ADD COMMENT • link updated 2.4 years ago by Ram 43k • written 9.4 years ago by wangyang703092 ▴ 120

Ram · Answer 1 · 2014-11-16

Using the Velvet memory calculator

Memory Usage and Coverage

Memory      32 Gb
Coverage    26.6x

As Brian said, sequencing errors, adapters contamination, heterozygous genome, etc will all increase the memory requirement.

SOAPdenovo2 will need a lot less RAM than velvet, the most RAM efficient way to run SOAPdenovo2 is to run sparse_pregraph command to construct sparse kmer-graph.

Ram · Answer 2 · 2014-11-16

The memory requirement tends to increase with the number of unique kmers.
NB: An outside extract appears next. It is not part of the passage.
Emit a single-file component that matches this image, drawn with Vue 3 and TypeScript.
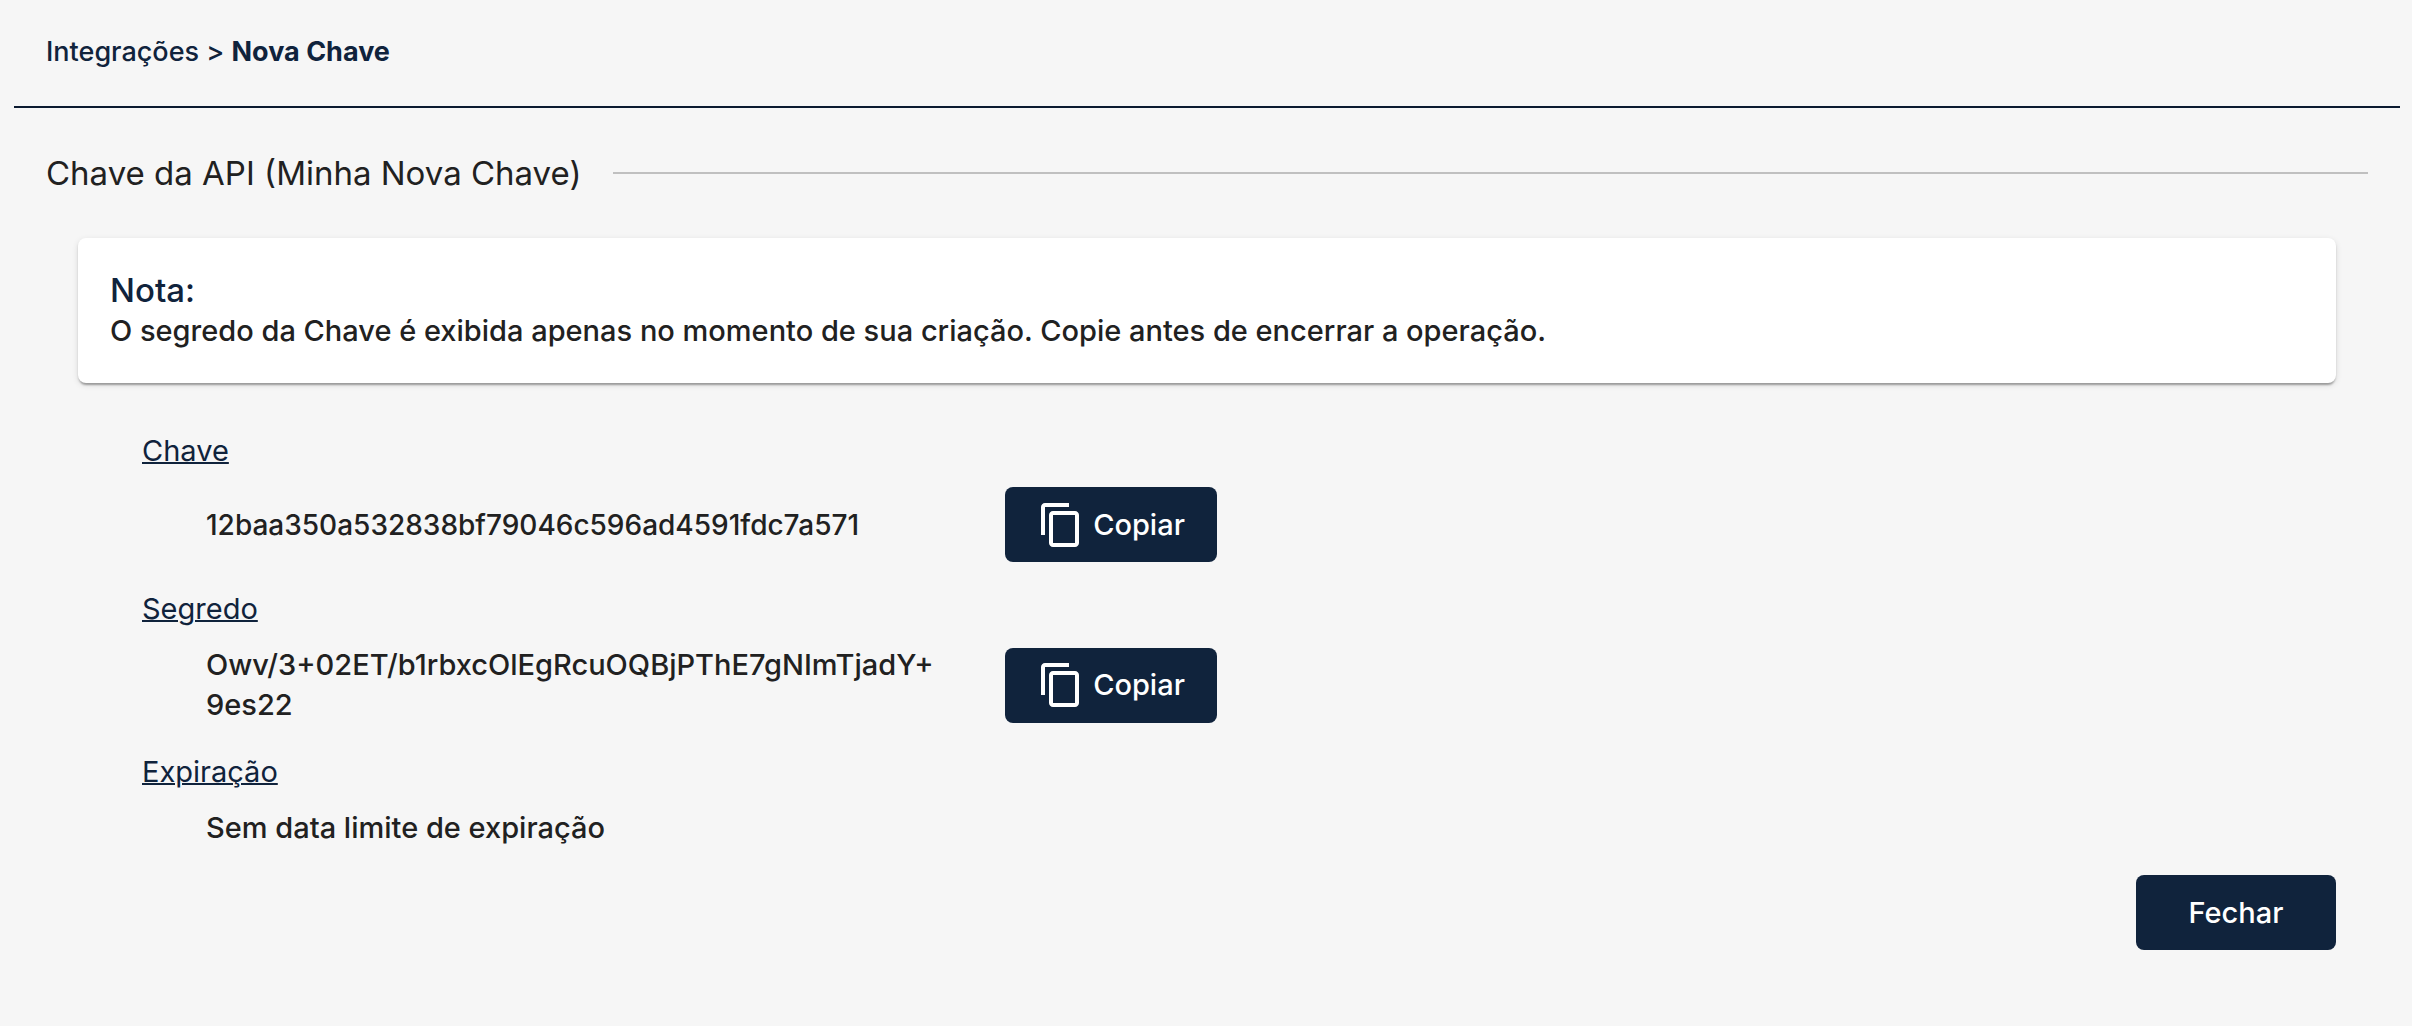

So, the more data, the bigger the genome, and the higher the error rate, the more memory will be needed.

Thus, you can reduce the memory requirements (and often get a better result) by quality-trimming or filtering, contaminant removal (both synthetic and natural, such as human contamination), and adapter-trimming. After that, you can further decrease memory requirements by error-correction, and by subsampling or normalizing the input data to a much lower level. And, ultimately, you will probably get a much better assembly with a kmer longer than 31; perhaps around 41-49 with high coverage 76bp reads. Sometimes it's also useful to split out the ribosomal, mitochondrial, and chloroplast parts of the genome (which may have a much higher coverage than the rest) and assemble them separately; this is often possible by depth-binning.

Sometimes you can see contamination peaks in the insert-size histogram (for synthetic contaminants) or gc histogram (for genomic contaminants). BLASTing a few thousand reads against nt can often tell you which contaminants may be present. If your reads are overlapping, you can generate an insert-size histogram with BBMerge and look for very sharp peaks, which are typically synthetic contaminants.

You can do quality trimming, filtering, contaminant removal, adapter trimming, subsampling, and gc histogram generation with BBDuk. For human removal (or other genomic contamination from large genomes with references) I suggest BBMap instead as it has higher specificity. After trimming and contaminant removal, you can do error-correction and normalization with BBNorm to reduce coverage and selectively concentrate real genomic kmers; or, subsample. If you normalize, a target depth of 30x to maybe 60x is probably optimal for Velvet though it depends on the kmer size you use for assembly (bigger kmer needs more coverage) and whether the genome is diploid.

These are all part of BBTools, and each has a shell script (bbduk.sh, bbmap.sh, and bbnorm.sh) which will display usage information.